Quote every line of the data below as it stands, omitting pictures.

** START **

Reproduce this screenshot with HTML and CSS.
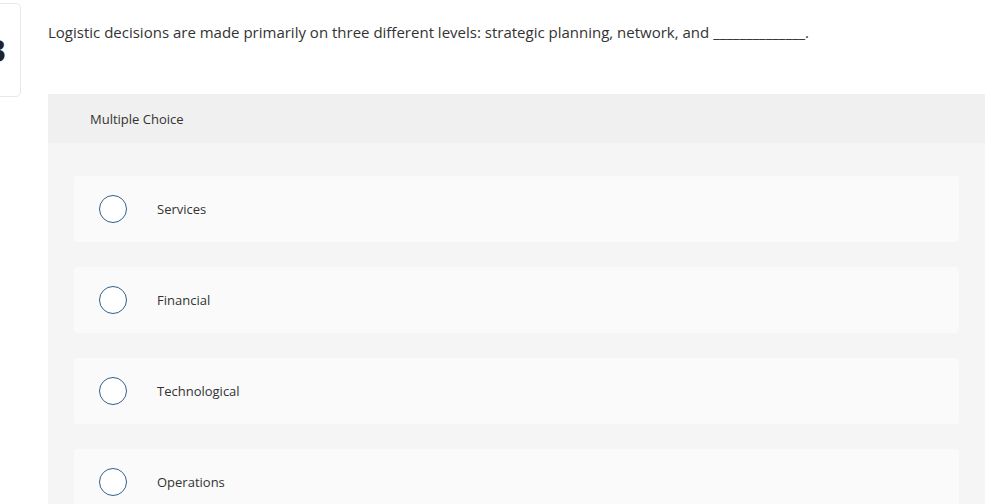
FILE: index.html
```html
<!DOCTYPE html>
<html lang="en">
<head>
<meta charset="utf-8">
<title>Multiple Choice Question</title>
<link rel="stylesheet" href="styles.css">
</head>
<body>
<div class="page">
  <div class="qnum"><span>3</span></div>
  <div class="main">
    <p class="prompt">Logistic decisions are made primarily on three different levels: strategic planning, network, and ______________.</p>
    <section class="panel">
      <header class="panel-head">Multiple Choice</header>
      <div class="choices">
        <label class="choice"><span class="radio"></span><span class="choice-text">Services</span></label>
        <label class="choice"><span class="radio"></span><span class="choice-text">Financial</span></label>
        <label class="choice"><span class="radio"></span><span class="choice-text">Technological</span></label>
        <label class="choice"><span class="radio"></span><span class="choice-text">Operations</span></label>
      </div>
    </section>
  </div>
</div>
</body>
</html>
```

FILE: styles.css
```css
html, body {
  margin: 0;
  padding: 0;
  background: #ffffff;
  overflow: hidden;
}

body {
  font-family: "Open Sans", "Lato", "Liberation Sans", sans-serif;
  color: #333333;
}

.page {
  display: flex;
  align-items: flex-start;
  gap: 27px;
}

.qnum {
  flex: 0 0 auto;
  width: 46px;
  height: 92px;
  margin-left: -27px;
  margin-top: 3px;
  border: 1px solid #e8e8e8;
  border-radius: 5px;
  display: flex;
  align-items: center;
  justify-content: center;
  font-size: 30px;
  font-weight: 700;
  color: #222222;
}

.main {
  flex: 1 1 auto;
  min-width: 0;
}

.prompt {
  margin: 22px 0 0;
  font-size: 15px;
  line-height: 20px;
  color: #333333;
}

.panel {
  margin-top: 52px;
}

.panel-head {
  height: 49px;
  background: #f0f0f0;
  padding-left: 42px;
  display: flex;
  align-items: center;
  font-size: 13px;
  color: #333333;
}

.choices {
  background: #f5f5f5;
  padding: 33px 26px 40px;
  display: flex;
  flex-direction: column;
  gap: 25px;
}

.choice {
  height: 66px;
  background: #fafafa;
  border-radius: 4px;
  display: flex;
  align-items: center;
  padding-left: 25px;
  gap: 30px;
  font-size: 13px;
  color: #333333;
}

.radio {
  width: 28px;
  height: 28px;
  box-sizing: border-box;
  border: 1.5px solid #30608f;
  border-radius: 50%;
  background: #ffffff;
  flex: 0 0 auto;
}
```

** END **

- **Worked solution**
Reproduce this screenshot with HTML and CSS.
FILE: index.html
```html
<!DOCTYPE html>
<html lang="en">
<head>
<meta charset="utf-8">
<title>Multiple Choice Question</title>
<link rel="stylesheet" href="styles.css">
</head>
<body>
<div class="page">
  <div class="qnum"><span>3</span></div>
  <div class="main">
    <p class="prompt">Logistic decisions are made primarily on three different levels: strategic planning, network, and ______________.</p>
    <section class="panel">
      <header class="panel-head">Multiple Choice</header>
      <div class="choices">
        <label class="choice"><span class="radio"></span><span class="choice-text">Services</span></label>
        <label class="choice"><span class="radio"></span><span class="choice-text">Financial</span></label>
        <label class="choice"><span class="radio"></span><span class="choice-text">Technological</span></label>
        <label class="choice"><span class="radio"></span><span class="choice-text">Operations</span></label>
      </div>
    </section>
  </div>
</div>
</body>
</html>
```

FILE: styles.css
```css
html, body {
  margin: 0;
  padding: 0;
  background: #ffffff;
  overflow: hidden;
}

body {
  font-family: "Open Sans", "Lato", "Liberation Sans", sans-serif;
  color: #333333;
}

.page {
  display: flex;
  align-items: flex-start;
  gap: 27px;
}

.qnum {
  flex: 0 0 auto;
  width: 46px;
  height: 92px;
  margin-left: -27px;
  margin-top: 3px;
  border: 1px solid #e8e8e8;
  border-radius: 5px;
  display: flex;
  align-items: center;
  justify-content: center;
  font-size: 30px;
  font-weight: 700;
  color: #222222;
}

.main {
  flex: 1 1 auto;
  min-width: 0;
}

.prompt {
  margin: 22px 0 0;
  font-size: 15px;
  line-height: 20px;
  color: #333333;
}

.panel {
  margin-top: 52px;
}

.panel-head {
  height: 49px;
  background: #f0f0f0;
  padding-left: 42px;
  display: flex;
  align-items: center;
  font-size: 13px;
  color: #333333;
}

.choices {
  background: #f5f5f5;
  padding: 33px 26px 40px;
  display: flex;
  flex-direction: column;
  gap: 25px;
}

.choice {
  height: 66px;
  background: #fafafa;
  border-radius: 4px;
  display: flex;
  align-items: center;
  padding-left: 25px;
  gap: 30px;
  font-size: 13px;
  color: #333333;
}

.radio {
  width: 28px;
  height: 28px;
  box-sizing: border-box;
  border: 1.5px solid #30608f;
  border-radius: 50%;
  background: #ffffff;
  flex: 0 0 auto;
}
```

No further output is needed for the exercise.